At some point after the Second World War, the estate factor locked the door, and the lodge was “mothballed”. In reality, this meant that it was abandoned, as the costs of maintaining a building in the midst of a wilderness are high, particularly if there is no return to be had from it. So it is that a whole class of buildings – croft houses, hunting lodges, shielings, shepherds’ huts – in the high glens of the Grampians, Cairngorms and other upland areas has become surplus to requirements, and has evolved in an interesting way.
When a building falls out of use, architecture’s fourth dimension becomes apparent. The fabric of the walls – stone bonded with lime mortar – begins to absorb water, as there is no heat to drive it off. Pointing falls out, and rainwater tracks through the cracks which appear. The wee leaks in the roof, now unchecked, all join hands and bgin to rot the sarking boards. The nails holding the slates on rust away, and the roof becomes “nail sick”. All of these are fixable in the meantime, and it may take half a century, but the unmaintained building will fail – the roof will eventually collapse, and the wallheads left exposed will be eroded, until the building ceases to provide the most basic human requirement: shelter. After that, the boulder rickle offers nothing more than a windbreak in the wilds.

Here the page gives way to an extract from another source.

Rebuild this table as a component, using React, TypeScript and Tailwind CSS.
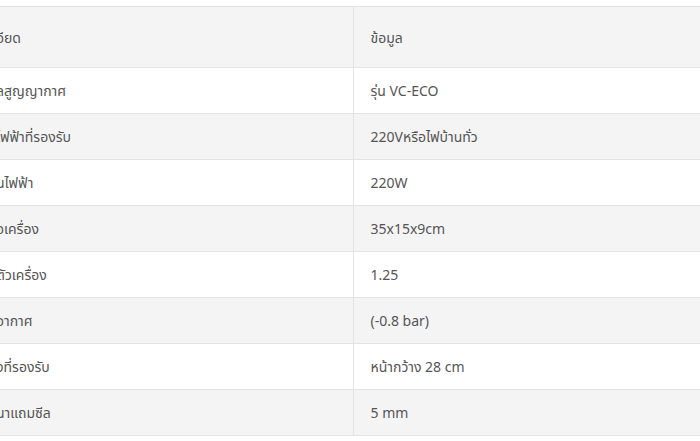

Happily, the decline of marginal agriculture, and the shift in the pattern of field sports, happened at the same time as hillwalking became a mass pursuit. Abandoned buildings are used by climbers and mountaineers as overnight stops, and bases for expeditions, as well as waypoints and temporary shelters. Conscientious groups like the Mountain Bothies Association look after these places, many of which belong to someone else, making sure they’re kept in good repair in rather the same spirit as each traveller adds a stone to a roadside cairn, so that it will be high enough to act as a landmark for anyone caught on the track in a storm. There is a powerful sense of society at work, since the work they do comes for free, and everyone in the hillwalking fraternity benefits from it.

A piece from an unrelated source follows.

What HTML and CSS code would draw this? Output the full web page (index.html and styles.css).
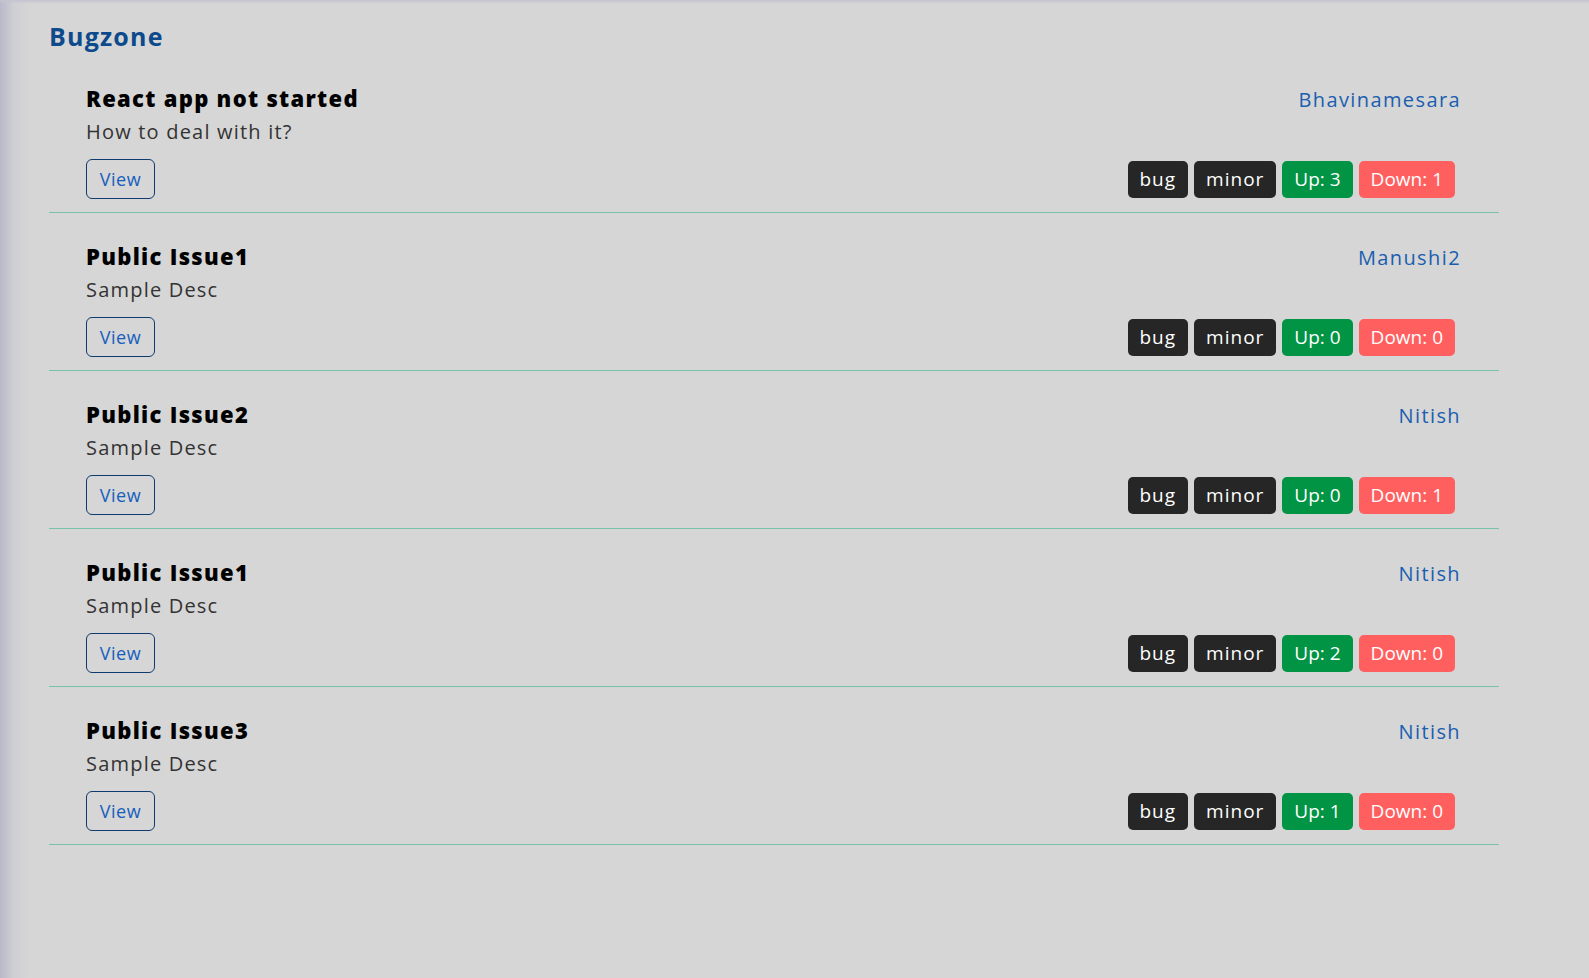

These places are known generically as bothies – the term used to mean a ploughman’s cottar house, or a mess room in a factory, but is now in universal use as a hill shelter. Through the development of these places into this new use, a new vernacular has developed. The original hunting lodge or shieling may have been built and maintained using materials carried in on a train of hill ponies – today, we use a mixture of as found materials, and man-made products light enough to be carried in over the hill, or sometimes delivered by helicopter. The rubble stonework, and sand and water from the nearby burn are easy to locate – the lime may be dug from a pit on the hill, if you’re located in the right geology.
Roofing may well be corrugated iron or aluminium, the most lightweight of the prefabricated cladding sheets – this mirrors the development of “technical” clothing for mountaineers. The tweed and dubbined leather of the pre-High Tech era has been replaced by breathable waterproofs, fibrepile jackets and windproof fleeces. It’s another example of the strange, paradoxical relationship we have with the wilderness: we want it to remain wild and natural, but at the same time we wish to conquer it on our own terms. The bothy remains spartan inside (although it may have a wood-burning stove and timber sleeping platforms), yet it’s a world away from bedding down on the heather with a plaid wrapped around you, and in winter, the bothy is a lifeboat.
When snowstorms lash the trackless wastes, visibility is zero, and windchill takes the temperature down to minus twenty – no amount of personal equipment will save you, only four walls and a stout roof. You will perish through exposure long before lack of water, sleep or food will do for you, which is why the bothy is so well appreciated by hypothermic mountaineers as much as parties of summer ramblers. The bothy, as it did for the shepherd, stalker and crofter, provides shelter where otherwise there would be none.